(Web page code records)
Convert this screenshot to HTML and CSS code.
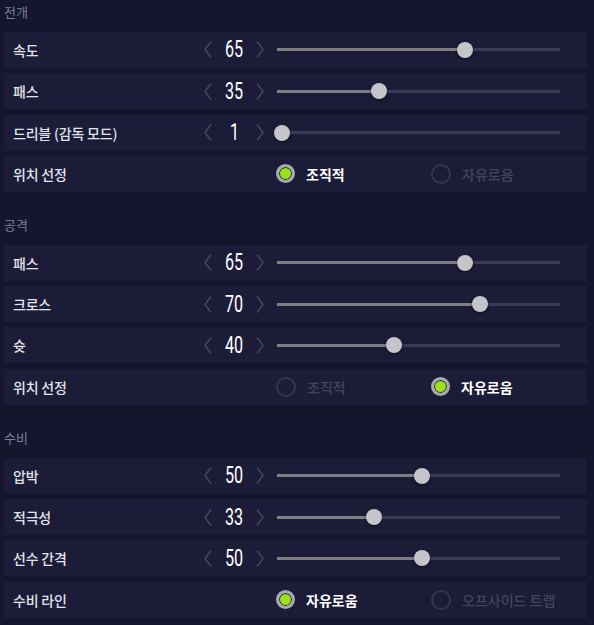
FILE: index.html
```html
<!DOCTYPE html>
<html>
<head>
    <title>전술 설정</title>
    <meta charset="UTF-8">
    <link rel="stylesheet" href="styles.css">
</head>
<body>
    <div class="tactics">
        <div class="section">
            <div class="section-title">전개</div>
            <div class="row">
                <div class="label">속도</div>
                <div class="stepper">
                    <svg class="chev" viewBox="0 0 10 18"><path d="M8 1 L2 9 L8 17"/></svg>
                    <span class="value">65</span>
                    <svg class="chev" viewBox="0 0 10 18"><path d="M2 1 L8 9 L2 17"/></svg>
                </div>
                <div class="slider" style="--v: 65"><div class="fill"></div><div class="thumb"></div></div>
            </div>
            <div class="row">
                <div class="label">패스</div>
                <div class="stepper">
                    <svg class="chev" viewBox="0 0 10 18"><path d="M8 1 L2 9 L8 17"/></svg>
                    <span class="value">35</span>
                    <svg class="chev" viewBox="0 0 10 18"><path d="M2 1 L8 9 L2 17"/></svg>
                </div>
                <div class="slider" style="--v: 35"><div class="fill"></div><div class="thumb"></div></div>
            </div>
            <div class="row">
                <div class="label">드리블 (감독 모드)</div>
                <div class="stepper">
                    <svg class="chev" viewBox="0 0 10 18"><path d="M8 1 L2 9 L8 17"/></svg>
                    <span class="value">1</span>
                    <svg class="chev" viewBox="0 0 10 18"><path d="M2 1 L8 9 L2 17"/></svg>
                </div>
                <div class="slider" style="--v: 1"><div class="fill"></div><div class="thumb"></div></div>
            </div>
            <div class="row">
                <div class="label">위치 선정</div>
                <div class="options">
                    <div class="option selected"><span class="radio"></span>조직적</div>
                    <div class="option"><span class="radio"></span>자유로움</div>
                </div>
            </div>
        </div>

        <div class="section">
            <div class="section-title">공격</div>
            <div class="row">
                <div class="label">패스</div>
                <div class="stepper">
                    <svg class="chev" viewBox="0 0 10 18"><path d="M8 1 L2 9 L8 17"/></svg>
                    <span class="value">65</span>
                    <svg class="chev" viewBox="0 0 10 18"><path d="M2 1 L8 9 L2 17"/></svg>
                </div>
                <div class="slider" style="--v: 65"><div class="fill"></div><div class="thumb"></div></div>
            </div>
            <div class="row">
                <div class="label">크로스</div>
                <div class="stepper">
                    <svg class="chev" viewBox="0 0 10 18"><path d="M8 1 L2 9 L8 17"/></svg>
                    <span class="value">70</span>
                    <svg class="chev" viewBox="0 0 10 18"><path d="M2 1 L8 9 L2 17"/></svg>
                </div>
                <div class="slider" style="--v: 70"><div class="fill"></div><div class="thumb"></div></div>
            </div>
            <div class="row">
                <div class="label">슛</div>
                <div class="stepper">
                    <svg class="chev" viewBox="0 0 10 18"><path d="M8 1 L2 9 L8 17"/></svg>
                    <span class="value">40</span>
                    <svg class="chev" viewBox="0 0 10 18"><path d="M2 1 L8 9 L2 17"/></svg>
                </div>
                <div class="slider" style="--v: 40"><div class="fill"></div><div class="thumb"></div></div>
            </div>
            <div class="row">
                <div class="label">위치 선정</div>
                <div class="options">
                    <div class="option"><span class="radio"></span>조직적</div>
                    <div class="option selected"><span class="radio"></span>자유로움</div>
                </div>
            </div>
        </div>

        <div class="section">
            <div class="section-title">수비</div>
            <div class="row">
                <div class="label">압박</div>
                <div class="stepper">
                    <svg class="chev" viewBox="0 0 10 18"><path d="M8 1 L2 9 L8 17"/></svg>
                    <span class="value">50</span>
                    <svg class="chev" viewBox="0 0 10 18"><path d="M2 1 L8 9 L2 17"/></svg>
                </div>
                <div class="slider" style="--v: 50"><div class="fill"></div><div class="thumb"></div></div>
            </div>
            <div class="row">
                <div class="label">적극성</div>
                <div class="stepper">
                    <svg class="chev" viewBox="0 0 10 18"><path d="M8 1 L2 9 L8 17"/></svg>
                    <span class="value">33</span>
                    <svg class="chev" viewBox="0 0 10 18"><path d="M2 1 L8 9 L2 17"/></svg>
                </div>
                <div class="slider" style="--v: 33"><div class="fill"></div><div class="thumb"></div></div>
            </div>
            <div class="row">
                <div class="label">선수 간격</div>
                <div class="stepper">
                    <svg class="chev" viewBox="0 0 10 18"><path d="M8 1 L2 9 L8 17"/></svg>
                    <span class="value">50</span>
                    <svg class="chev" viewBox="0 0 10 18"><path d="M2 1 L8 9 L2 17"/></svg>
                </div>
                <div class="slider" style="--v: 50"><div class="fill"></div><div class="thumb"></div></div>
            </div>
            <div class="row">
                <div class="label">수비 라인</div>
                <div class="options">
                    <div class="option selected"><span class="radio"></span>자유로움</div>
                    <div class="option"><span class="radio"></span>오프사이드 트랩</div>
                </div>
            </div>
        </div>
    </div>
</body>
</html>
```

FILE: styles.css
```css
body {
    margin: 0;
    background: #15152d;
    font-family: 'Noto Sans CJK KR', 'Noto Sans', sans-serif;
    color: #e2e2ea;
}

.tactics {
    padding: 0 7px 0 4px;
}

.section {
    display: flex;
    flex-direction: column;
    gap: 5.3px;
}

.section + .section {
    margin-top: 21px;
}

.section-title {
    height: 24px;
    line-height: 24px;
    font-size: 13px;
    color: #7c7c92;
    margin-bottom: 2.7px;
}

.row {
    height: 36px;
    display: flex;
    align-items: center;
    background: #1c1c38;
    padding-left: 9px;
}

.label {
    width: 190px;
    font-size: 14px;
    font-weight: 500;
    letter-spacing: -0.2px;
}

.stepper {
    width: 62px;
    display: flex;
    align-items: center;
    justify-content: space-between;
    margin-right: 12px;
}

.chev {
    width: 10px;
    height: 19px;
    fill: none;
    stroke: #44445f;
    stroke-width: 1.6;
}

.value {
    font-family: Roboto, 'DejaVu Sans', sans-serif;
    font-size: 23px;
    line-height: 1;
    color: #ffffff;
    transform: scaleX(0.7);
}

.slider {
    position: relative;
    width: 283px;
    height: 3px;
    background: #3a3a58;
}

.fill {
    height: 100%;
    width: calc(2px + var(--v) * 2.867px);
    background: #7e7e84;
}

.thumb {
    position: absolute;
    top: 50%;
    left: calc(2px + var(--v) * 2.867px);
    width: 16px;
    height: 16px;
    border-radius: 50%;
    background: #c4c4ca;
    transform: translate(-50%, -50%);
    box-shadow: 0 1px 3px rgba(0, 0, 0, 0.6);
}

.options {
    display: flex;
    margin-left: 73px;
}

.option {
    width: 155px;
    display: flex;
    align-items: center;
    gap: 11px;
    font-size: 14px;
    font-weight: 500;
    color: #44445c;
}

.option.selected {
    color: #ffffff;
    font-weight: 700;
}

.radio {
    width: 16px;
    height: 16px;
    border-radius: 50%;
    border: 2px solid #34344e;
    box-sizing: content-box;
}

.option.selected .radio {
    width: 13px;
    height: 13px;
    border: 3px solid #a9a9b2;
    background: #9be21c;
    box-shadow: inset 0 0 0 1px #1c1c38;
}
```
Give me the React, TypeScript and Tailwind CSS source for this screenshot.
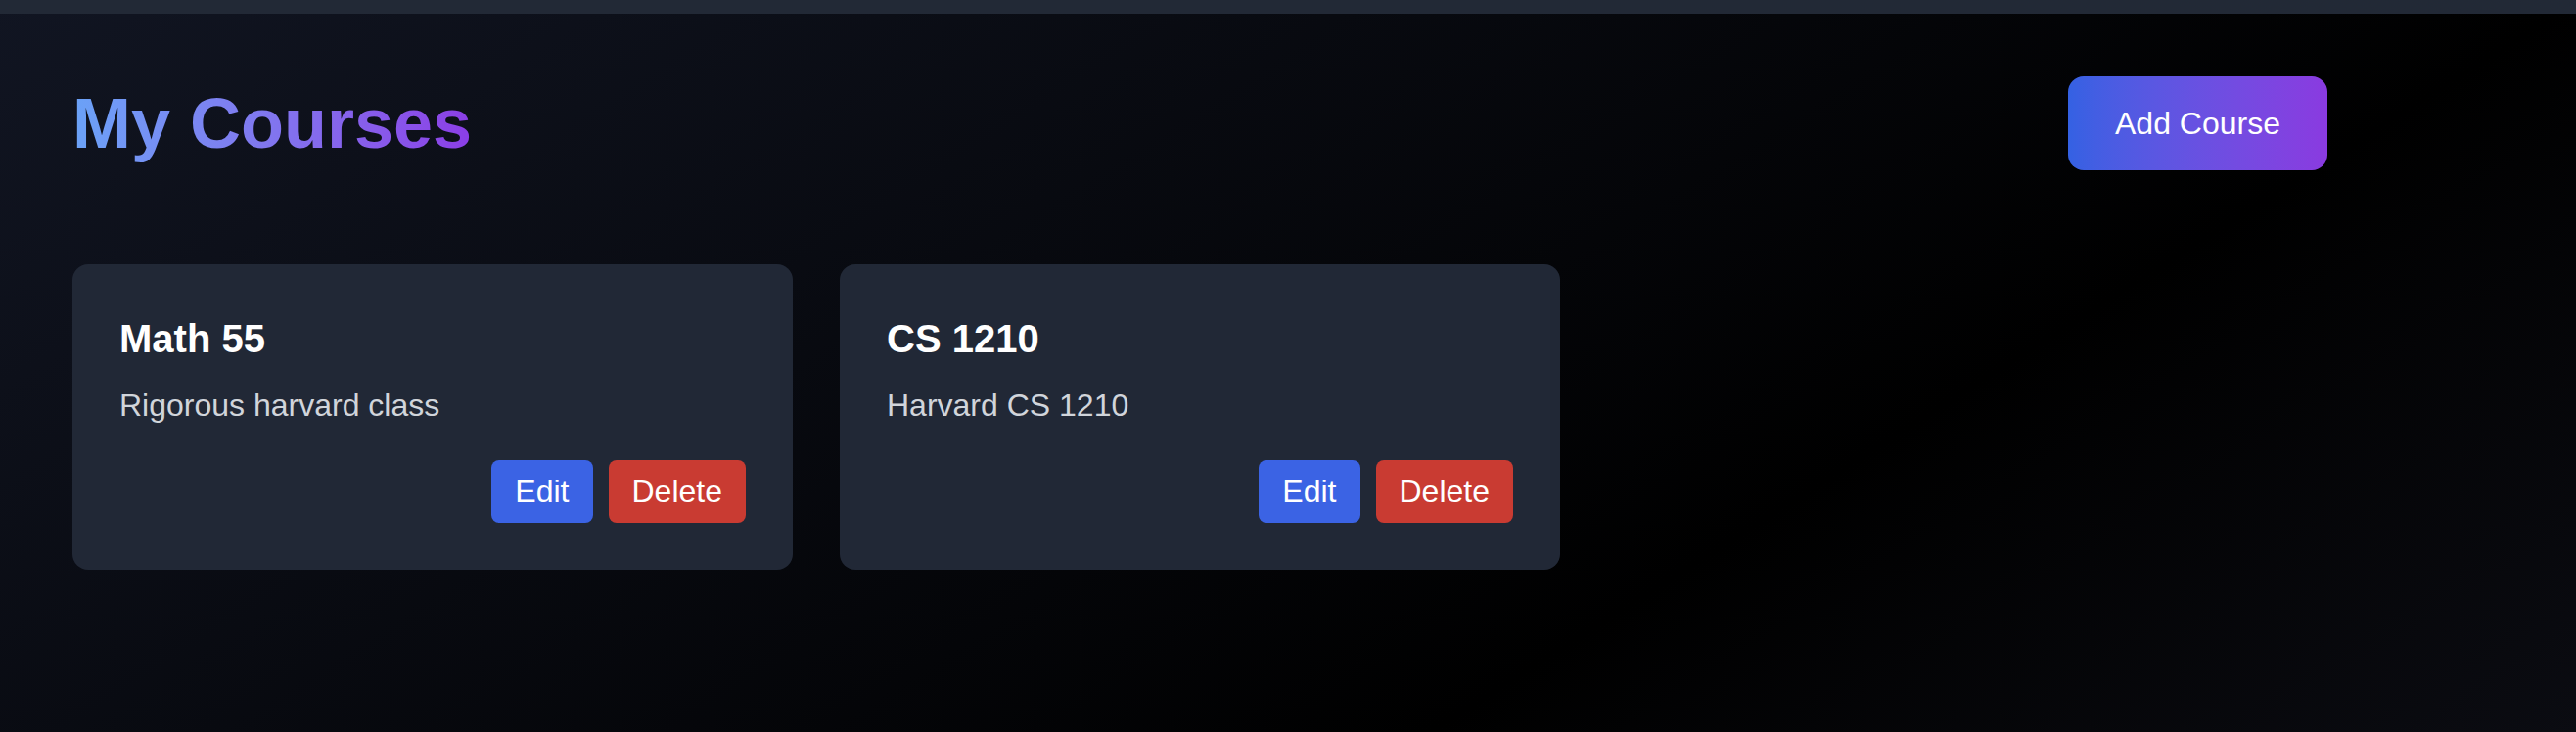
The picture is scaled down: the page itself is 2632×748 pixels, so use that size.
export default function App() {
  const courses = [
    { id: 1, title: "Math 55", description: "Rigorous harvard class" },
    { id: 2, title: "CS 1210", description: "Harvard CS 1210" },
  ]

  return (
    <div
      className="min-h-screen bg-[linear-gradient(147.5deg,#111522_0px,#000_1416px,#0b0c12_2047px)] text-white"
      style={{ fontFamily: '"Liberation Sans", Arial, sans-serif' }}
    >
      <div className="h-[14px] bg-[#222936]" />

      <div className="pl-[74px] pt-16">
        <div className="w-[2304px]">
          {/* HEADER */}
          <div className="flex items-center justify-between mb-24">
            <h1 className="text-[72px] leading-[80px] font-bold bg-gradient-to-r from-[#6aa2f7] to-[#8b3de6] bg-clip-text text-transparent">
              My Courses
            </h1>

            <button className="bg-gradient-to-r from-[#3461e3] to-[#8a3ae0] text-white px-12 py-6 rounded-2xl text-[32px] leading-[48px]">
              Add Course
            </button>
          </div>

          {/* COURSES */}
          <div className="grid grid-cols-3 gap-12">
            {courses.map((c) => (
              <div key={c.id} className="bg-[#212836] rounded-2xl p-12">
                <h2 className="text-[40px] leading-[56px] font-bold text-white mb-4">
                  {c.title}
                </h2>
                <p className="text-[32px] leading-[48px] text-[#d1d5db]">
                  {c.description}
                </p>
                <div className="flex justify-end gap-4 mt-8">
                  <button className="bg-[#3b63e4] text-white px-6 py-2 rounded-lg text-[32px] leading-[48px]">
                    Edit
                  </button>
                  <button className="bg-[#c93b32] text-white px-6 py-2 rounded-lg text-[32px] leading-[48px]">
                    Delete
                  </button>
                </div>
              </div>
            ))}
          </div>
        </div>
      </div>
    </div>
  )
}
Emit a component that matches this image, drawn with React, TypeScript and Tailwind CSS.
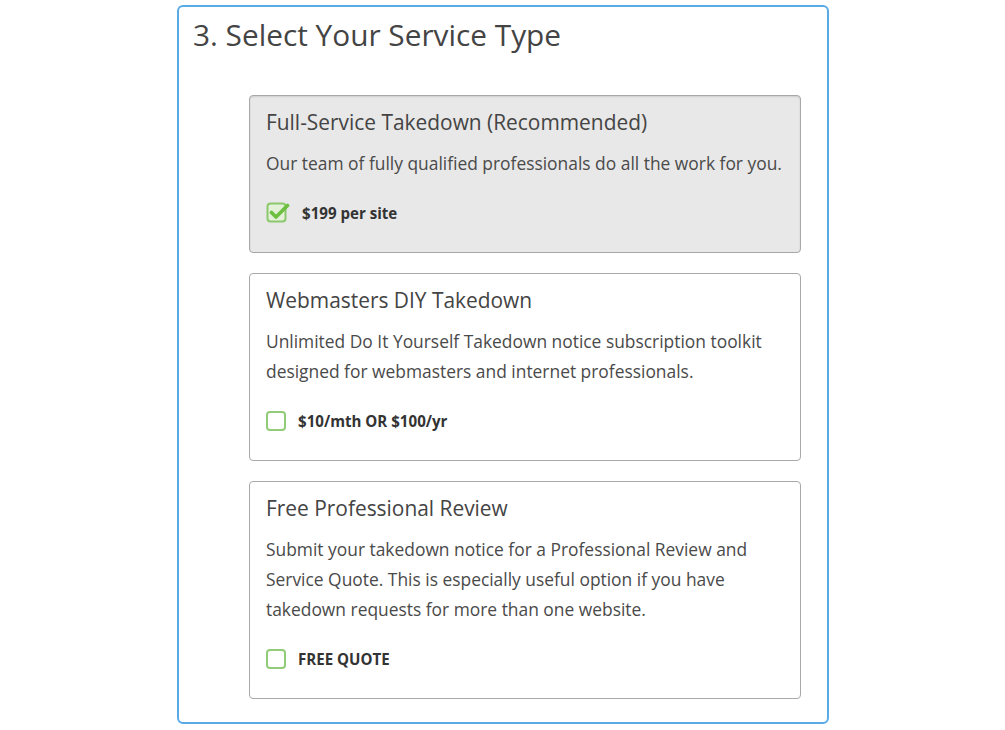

SET EXERCISE: Using the records above, find and show each line with the string "TypeScript".

FULL SOLUTION:
Give me the React, TypeScript and Tailwind CSS source for this screenshot.
Emit a component that matches this image, drawn with React, TypeScript and Tailwind CSS.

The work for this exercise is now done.